What do we have to do to prepare for unification?
For example, if we want to make a united national football team in 2026, then what do we need? We need detailed plans for that. We can send astronauts to the moon together with the north. If you want to hit the bullseye, then you have to see far beyond the target, but politicians can’t see the bigger picture because they just try to win the game.
How will you install “Floating Dreams” in the middle of the Thames River?
An artificial rock will be made on the barge and the artwork will be placed on the rock. Waterproof coatings have been added on the printed drawings, as well as thin plates of plastic underneath along with the lights. Five hundreds drawings and 500 lights are woven together like mosaic tiles and will light up on the river.
What is the sculpture of a little child on the top of the installation?
It’s a robot that looks like a little boy holding a lit lantern. He moves slightly. He represents all the seniors who are looking forward to the day of unification. It also represents our children who have hopes in their minds.

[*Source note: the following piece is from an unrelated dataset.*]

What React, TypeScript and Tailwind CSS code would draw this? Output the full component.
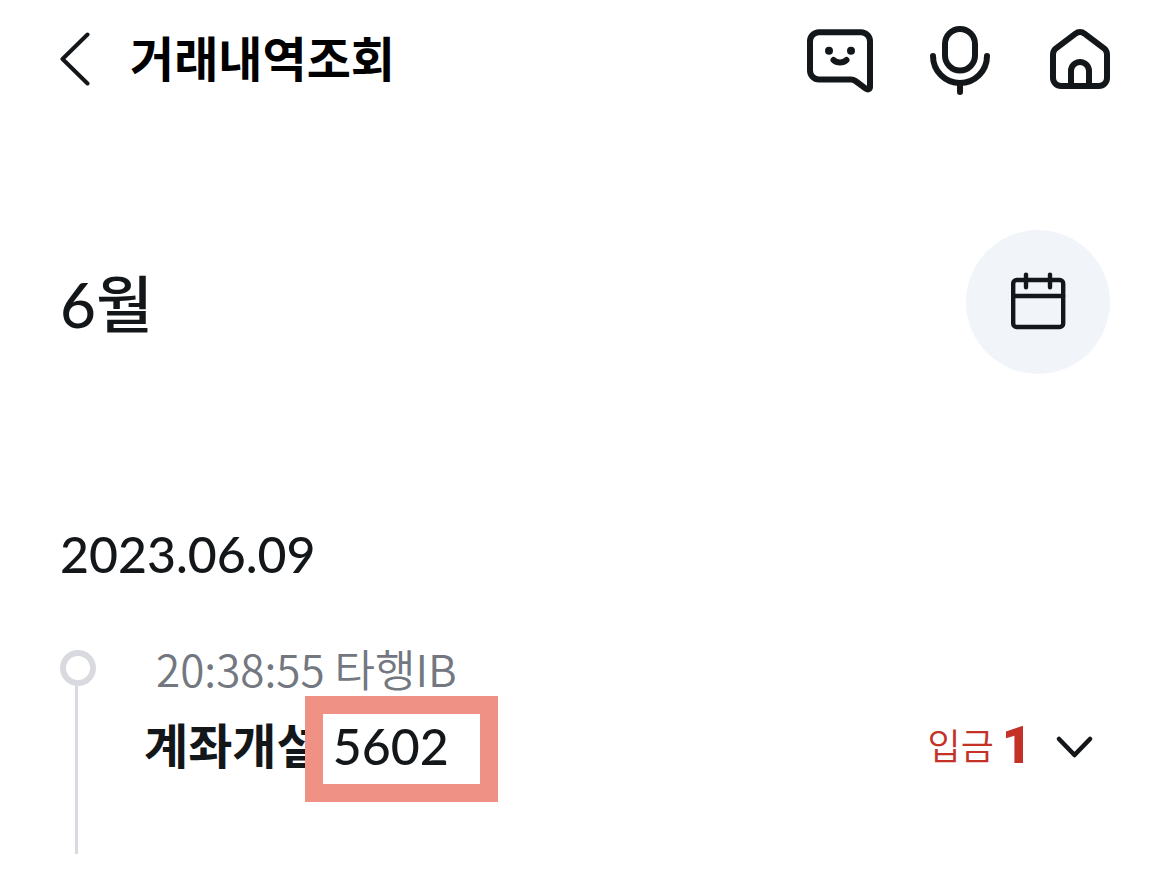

If the installation is floating in the middle of the river, people won’t really be able to see the drawings.
About 3,000 promotional posters will be plastered at train stations in downtown London and other public places during the festival period. I chose 30 out of 500 drawings so that the selected pieces will have a chance to present their individual stories by taking turns for a minute every day.
Where does the installation go after Totally Thames?
I hope the installation would find places in other war-torn countries. I wish I can share hopes of the displaced with other refugees in conflict areas.